The Devil is in the detail

Continuing his countdown to City of Culture 2013, GARBHAN DOWNEY wonders about Dracula’s Derry roots

Derry’s reputation as the World Capital of Hallowe’en is a little baffling to outsiders who don’t appreciate the endless depths of our cultural heritage.

Like the rest of Ireland, we revel in the fact that our pagan ancestors invented ‘Samhain’ as an autumn harvest festival with a ghoulish twist thousands of years ago.

But we in the northwest can also assert, with some degree of authority, that we gave the world Hallowe’en’s scariest ever character: Count Dracula.

Scholars from University of Ulster have suggested that Bram Stoker based his famous novel on the life of a notorious North Derry magician, Abhartach, who drank the blood of his enemies.

This theory is given legs by folk histories which record that Abhartach was killed and buried twice but then came back from the undead to wreak further murder across the parish of Errigal near Slaghtaverty. He only stayed dead after he was slain – possibly using a yew sword – by Fionn MacCumhaill.

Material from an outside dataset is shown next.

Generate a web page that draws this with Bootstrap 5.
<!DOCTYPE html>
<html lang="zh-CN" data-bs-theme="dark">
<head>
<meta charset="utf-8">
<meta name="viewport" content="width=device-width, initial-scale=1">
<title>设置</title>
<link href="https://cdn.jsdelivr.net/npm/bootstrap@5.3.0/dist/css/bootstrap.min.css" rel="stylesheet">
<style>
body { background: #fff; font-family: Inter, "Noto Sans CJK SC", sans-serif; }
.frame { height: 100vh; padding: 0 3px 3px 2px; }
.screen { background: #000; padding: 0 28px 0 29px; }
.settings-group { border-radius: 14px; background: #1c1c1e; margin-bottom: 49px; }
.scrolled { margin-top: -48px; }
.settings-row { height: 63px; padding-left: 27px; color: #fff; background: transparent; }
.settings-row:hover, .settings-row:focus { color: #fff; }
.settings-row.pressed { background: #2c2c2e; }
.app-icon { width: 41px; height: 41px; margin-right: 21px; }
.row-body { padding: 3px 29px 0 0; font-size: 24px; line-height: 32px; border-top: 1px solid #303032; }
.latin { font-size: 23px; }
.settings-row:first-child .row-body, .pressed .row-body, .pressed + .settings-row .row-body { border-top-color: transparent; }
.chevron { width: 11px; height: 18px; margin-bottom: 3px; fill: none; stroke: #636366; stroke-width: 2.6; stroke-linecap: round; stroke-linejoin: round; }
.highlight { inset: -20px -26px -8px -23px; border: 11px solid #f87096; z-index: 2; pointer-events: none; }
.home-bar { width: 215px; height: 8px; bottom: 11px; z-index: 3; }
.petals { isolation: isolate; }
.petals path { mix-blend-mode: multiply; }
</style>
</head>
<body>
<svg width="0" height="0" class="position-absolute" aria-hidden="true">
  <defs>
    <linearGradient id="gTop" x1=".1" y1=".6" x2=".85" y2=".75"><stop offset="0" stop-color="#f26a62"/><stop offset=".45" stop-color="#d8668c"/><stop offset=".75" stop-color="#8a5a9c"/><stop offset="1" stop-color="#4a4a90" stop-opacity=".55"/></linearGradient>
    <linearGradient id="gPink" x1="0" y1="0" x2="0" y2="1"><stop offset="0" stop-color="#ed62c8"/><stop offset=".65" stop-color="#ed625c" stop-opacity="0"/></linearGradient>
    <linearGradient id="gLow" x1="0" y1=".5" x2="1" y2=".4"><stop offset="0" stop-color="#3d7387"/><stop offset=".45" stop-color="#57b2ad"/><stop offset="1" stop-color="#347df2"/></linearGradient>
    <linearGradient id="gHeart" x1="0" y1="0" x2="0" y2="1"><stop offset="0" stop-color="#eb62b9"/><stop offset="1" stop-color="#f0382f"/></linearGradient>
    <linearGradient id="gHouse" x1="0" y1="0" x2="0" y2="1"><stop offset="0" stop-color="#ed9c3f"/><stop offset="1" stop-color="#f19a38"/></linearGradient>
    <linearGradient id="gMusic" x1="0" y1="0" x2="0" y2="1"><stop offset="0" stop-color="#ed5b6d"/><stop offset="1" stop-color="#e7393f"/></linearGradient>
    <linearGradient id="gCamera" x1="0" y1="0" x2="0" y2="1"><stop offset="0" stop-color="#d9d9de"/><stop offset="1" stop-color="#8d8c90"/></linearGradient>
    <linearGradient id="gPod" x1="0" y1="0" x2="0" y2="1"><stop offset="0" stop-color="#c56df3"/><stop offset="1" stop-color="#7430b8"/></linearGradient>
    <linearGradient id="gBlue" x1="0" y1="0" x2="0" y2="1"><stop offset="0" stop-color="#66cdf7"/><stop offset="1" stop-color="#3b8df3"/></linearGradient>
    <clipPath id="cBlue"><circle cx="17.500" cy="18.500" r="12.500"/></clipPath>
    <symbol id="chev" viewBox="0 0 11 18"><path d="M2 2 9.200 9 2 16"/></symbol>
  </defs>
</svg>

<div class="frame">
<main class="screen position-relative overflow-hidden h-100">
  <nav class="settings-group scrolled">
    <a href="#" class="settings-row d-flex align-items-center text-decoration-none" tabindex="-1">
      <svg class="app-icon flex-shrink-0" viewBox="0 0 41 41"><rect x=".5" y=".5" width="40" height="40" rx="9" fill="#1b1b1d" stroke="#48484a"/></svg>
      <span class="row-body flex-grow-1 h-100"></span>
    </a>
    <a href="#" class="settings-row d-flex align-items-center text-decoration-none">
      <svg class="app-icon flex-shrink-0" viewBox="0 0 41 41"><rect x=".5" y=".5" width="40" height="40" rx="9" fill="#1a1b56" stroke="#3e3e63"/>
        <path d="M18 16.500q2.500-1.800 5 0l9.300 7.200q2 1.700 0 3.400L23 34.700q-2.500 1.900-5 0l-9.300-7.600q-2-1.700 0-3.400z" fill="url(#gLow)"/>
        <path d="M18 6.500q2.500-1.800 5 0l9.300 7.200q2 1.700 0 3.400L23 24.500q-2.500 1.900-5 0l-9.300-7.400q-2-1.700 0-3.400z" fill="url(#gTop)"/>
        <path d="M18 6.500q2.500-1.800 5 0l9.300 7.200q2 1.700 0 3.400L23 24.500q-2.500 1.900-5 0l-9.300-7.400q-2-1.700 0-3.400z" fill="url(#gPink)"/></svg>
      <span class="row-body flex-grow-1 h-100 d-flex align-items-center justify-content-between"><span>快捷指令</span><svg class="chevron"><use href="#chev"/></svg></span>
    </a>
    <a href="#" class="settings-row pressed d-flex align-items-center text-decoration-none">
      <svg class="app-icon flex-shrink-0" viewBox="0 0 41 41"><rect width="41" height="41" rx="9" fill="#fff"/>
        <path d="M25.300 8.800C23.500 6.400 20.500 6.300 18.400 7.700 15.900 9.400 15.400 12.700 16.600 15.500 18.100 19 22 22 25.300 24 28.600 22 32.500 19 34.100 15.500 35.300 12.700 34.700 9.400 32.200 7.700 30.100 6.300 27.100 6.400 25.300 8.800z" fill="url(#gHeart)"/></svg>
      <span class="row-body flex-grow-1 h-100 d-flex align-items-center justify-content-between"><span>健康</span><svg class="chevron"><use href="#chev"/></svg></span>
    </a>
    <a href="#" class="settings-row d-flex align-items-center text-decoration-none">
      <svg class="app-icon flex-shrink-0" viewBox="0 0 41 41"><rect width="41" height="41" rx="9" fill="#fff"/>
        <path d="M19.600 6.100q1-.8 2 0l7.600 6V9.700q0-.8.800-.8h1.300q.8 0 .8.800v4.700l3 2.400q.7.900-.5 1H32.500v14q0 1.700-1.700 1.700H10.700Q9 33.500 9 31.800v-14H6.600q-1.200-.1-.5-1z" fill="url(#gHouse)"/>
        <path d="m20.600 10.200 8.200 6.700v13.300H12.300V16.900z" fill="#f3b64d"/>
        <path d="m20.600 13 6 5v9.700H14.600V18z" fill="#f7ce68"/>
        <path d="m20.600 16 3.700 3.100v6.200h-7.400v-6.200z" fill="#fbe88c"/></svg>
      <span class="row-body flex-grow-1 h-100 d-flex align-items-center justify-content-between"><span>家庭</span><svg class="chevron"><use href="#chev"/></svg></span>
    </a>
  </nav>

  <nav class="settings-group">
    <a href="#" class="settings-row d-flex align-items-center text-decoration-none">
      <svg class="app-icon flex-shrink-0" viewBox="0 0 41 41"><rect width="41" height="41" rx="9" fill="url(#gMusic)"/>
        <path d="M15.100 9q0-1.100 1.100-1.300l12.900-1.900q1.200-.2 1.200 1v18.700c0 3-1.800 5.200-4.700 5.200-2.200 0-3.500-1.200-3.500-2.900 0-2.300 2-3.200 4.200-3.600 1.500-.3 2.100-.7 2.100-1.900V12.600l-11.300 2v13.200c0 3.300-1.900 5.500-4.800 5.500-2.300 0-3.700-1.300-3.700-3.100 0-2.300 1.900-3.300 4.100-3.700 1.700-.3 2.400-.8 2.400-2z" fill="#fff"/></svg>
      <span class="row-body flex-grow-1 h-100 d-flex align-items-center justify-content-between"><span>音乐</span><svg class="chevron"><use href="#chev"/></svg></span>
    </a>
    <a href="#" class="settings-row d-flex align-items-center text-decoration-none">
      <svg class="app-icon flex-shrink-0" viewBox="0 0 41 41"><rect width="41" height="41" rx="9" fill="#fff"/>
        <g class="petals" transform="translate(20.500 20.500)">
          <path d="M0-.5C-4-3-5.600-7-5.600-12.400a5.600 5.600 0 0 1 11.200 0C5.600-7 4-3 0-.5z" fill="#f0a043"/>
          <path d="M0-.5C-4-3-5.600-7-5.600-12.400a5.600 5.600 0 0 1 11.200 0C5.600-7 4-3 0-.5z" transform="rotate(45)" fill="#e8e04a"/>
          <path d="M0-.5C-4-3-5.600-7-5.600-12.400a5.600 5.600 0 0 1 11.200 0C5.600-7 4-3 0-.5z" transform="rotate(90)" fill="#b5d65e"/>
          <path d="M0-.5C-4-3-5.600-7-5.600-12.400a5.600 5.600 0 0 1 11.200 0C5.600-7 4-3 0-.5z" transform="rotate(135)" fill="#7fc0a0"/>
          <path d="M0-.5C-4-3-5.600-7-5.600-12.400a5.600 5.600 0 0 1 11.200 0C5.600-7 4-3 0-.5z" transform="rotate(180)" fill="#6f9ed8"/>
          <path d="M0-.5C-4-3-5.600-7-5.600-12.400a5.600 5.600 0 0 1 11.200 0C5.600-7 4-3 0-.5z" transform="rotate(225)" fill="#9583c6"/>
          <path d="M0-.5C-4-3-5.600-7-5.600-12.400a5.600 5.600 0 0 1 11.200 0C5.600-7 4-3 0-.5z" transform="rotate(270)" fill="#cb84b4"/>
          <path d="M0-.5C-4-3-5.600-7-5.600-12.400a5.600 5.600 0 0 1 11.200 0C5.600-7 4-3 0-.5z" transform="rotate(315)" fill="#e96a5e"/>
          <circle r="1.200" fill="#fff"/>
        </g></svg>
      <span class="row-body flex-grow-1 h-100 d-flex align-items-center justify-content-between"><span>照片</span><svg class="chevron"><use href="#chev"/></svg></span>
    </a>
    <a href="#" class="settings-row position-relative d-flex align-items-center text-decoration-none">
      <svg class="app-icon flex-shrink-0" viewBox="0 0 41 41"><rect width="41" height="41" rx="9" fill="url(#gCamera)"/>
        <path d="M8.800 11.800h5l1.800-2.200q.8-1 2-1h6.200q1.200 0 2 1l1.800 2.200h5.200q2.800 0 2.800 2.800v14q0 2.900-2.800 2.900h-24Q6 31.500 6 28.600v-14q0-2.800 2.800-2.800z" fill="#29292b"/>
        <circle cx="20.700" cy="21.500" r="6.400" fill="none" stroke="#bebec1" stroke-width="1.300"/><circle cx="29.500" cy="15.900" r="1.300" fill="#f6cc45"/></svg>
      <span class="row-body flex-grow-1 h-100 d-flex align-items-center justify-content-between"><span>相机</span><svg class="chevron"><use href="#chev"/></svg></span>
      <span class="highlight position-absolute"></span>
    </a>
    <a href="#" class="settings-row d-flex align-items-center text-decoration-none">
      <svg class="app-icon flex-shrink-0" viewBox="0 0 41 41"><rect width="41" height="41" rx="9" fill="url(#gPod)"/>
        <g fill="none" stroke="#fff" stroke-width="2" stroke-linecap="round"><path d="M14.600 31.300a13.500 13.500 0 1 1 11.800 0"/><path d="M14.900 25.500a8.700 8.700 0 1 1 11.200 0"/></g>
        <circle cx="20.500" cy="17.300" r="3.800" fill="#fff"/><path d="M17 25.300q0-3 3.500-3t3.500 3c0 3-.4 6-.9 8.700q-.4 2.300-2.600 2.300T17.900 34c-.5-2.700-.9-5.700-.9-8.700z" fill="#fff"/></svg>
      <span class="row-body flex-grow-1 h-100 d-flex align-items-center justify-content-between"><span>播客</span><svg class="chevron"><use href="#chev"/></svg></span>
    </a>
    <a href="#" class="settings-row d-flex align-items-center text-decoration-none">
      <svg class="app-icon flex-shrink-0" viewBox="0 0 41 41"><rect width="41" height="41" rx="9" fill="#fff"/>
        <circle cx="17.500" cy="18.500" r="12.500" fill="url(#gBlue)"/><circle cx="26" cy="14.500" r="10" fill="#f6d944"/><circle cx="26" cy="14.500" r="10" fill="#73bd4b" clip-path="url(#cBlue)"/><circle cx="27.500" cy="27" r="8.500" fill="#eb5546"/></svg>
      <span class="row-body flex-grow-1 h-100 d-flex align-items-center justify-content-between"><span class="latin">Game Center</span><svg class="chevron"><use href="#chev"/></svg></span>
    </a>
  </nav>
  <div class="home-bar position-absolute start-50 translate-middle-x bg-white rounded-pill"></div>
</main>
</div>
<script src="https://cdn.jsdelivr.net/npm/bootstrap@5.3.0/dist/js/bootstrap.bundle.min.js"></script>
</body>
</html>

If these similarities with the Dracula legend aren’t enough, it’s also a matter of record that Bram Stoker’s mother was from Donegal, and that the writer travelled in the Northwest before he wrote his most famous book.

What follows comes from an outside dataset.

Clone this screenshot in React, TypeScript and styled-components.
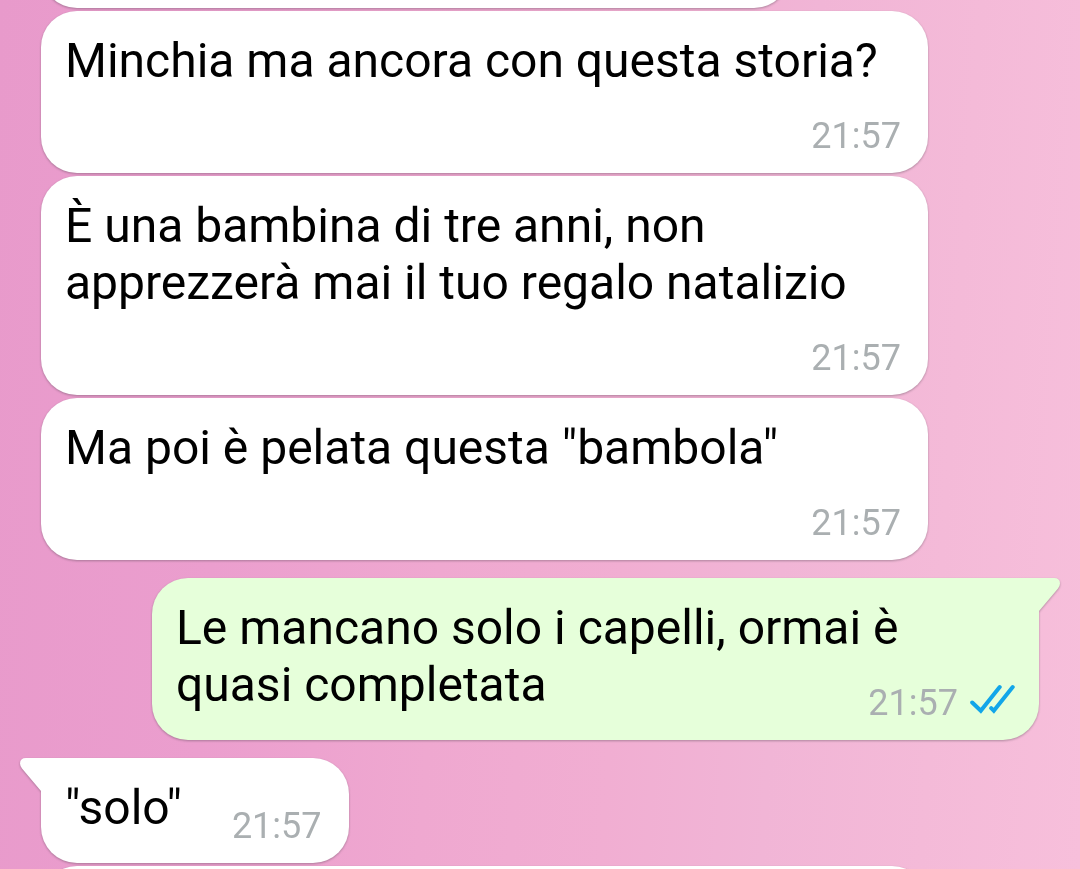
import React from "react";
import styled, { createGlobalStyle, css } from "styled-components";

const GlobalStyle = createGlobalStyle`
  html {
    min-height: 100%;
    overflow: hidden;
    background: linear-gradient(94deg, #e89acb 0%, #eb9ece 22%, #efa8d0 42%, #f1aed2 58%, #f1b5d6 72%, #f4bad8 86%, #f7bfdb 100%);
  }
  body {
    margin: 0;
    font-family: Roboto, "Liberation Sans", sans-serif;
  }
`;

type Side = "in" | "out";

const Chat = styled.main`
  box-sizing: border-box;
  height: 100vh;
  padding: 0 41px;
  overflow: hidden;
`;

const Group = styled.section`
  display: flex;
  flex-direction: column;
  gap: 3px;
  margin-bottom: 18px;
`;

/* Holds a message that is scrolled past the top edge. */
const ScrolledPast = styled.div`
  display: flex;
  flex-direction: column;
  justify-content: flex-end;
  height: 8px;
`;

const Bubble = styled.article<{ $side: Side; $tail?: boolean }>`
  position: relative;
  display: flow-root;
  box-sizing: border-box;
  flex-shrink: 0;
  max-width: calc(100% - 111px);
  border-radius: 36px;
  color: #000;
  font-size: 48px;
  line-height: 57px;
  filter: drop-shadow(0 1px 1px rgba(70, 60, 70, 0.4));
  ${({ $side, $tail }) =>
    $side === "in"
      ? css`
          align-self: flex-start;
          padding: 21px 27px 17px 24px;
          background: #fff;
          ${$tail && "border-top-left-radius: 0;"}
        `
      : css`
          align-self: flex-end;
          padding: 21px 24px 17px 24px;
          background: #e6ffda;
          ${$tail && "border-top-right-radius: 0;"}
        `}
`;

const BlankBubble = styled(Bubble)<{ $share: number }>`
  width: ${({ $share }) => $share}%;
  height: 162px;
`;

/* Floats so it shares the last line of text when there is room for it. */
const Meta = styled.footer`
  float: right;
  display: flex;
  align-items: flex-start;
  gap: 12px;
  margin: 27px 0 0 50px;
  font-size: 36px;
  line-height: 40px;
  color: #aaafb1;
`;

const Tail = styled.svg<{ $side: Side }>`
  position: absolute;
  top: 0;
  width: 22px;
  height: 34px;
  ${({ $side }) =>
    $side === "out"
      ? "left: 100%; margin-left: -1px; fill: #e6ffda;"
      : "right: 100%; margin-right: -1px; fill: #fff; transform: scaleX(-1);"}
`;

const Ticks = styled.svg`
  width: 45px;
  height: 32px;
  fill: none;
  stroke: #12a6e9;
  stroke-width: 4;
  stroke-linecap: round;
`;

type MessageProps = { side: Side; time: string; tail?: boolean; read?: boolean; children: React.ReactNode };

function Message({ side, time, tail, read, children }: MessageProps) {
  return (
    <Bubble $side={side} $tail={tail}>
      {tail && (
        <Tail $side={side} viewBox="0 0 22 34" aria-hidden="true">
          <path d="M0 0H16Q22 0 22 5.500Q22 7.500 20 10.500L1 33V34H0Z" />
        </Tail>
      )}
      {children}
      <Meta>
        <time>{time}</time>
        {read && (
          <Ticks viewBox="0 0 45 32" role="img" aria-label="Letto">
            <path d="M2.200 19.500L10.800 27.800L29.700 4" />
            <path d="M21.200 25.200L23.800 27.800L42.700 4" />
          </Ticks>
        )}
      </Meta>
    </Bubble>
  );
}

export default function App() {
  return (
    <>
      <GlobalStyle />
      <Chat>
        <Group>
          <ScrolledPast aria-hidden="true">
            <BlankBubble $side="in" $share={75} />
          </ScrolledPast>
          <Message side="in" time="21:57">Minchia ma ancora con questa storia?</Message>
          <Message side="in" time="21:57">È una bambina di tre anni, non apprezzerà mai il tuo regalo natalizio</Message>
          <Message side="in" time="21:57">Ma poi è pelata questa "bambola"</Message>
        </Group>
        <Group>
          <Message side="out" time="21:57" tail read>Le mancano solo i capelli, ormai è quasi completata</Message>
        </Group>
        <Group>
          <Message side="in" time="21:57" tail>"solo"</Message>
          <BlankBubble $side="in" $share={100} aria-hidden="true" />
        </Group>
      </Chat>
    </>
  );
}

But there is also, we must point out, an alternate version of events that argue the novelist based the story on a variety of European and Transylvanian folk tales.

And now, a new film biography of the author, ‘Bram Stoker agus Count Dracula’, produced by two Derry companies, Dearcan Media and Westway Films, will add further spice to the mix, when it is aired on TG4 next week.

The film, which features contributions from Dick MacGabhann, Brian Mullen, Dave Duggan and Ronan Carr, sets out to assess how Stoker’s Irish background contributed to the creation of one of the most recognisable characters in world literature.

Co-producer Sarah Mahon explained: “Our findings would suggest that Dracula certainly has some degree of Irish heritage.

“There is evidence in folklore that there were vampire-type characters in Ireland dating back centuries and that these stories could certainly have influenced Bram Stoker.

We’re not claiming that there aren’t vampire legends elsewhere such as Eastern Europe, but people don’t tend to think of Dracula as an Irish character – and we’re now challenging that preconception.”

‘Bram Stoker agus Dracula’, produced by Deaglan O’Mochain and directed by Keith O’Grady, will be screened on TG4 next Wednesday, November 2 at 10.30pm.

Also, just to confirm that Dave Duggan’s new radio play, mentioned here last week, will be broadcast on RTE1 on Sunday, November 6. ‘Riders to the Road’, which is a modern day take on the Synge classic ‘Riders to the Sea’, will star Eleanor Methven (Charabanc) and Laura Jane Laughlin from South Derry, who has previously appeared in ‘The Tudors’ and ‘Murphy’s Law’.